What I'm Reading -- An Abundance of Katherines by John Green

Vin Swanson's Teen-Reading-O-Rama continues with the newest book by Looking for Alaska author John Green. An Abundance of Katherines is about Colin, a super intelligent high schooler who has only dated (and been dumped) by girls named Katherine. His best and only friend Hassan tries to get Colin away from moping about Katherine XIX and drags him on a road trip which ends in Gutshot, Tennessee. In Gutshot, they get jobs and meet some nice girls as Colin tries to create his legacy by producing a theorem that can map the ups and downs of any relationship from beginning to end. The author deftly gives us two characters that are at each end of the ambition spectrum. Colin is ultra ambitious and feels his life is getting away from him already and he is not even in college yet. Hassan is fine living off of his parents and avoiding college.

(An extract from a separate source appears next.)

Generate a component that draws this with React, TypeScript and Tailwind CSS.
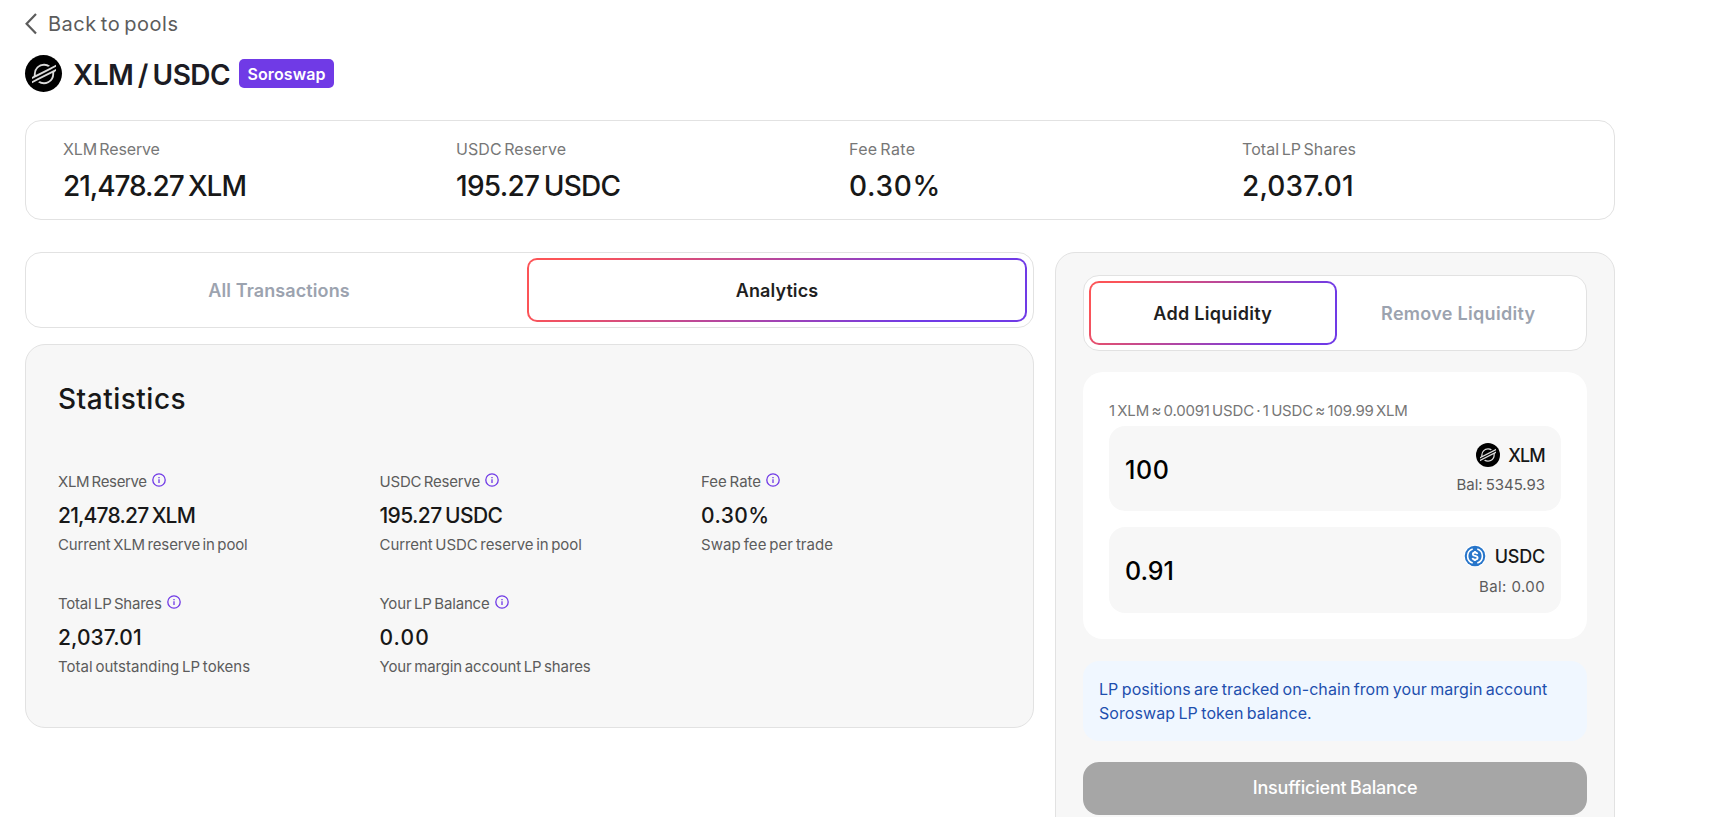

The friends are amazingly funny and of course, find many ways to get in trouble on their vacation. I had an extremely rough time identifying with the characters and this could be a problem for other readers. It is, however, one of the funniest books I have ever read, so that did not dampen my enjoyment of this book very much. I don’t know if this is better than Looking for Alaska, but Green does a better job putting together a full and concise story in An Abundance of Katherines. This is book I would not hesitate to recommend to many readers of Teen Lit.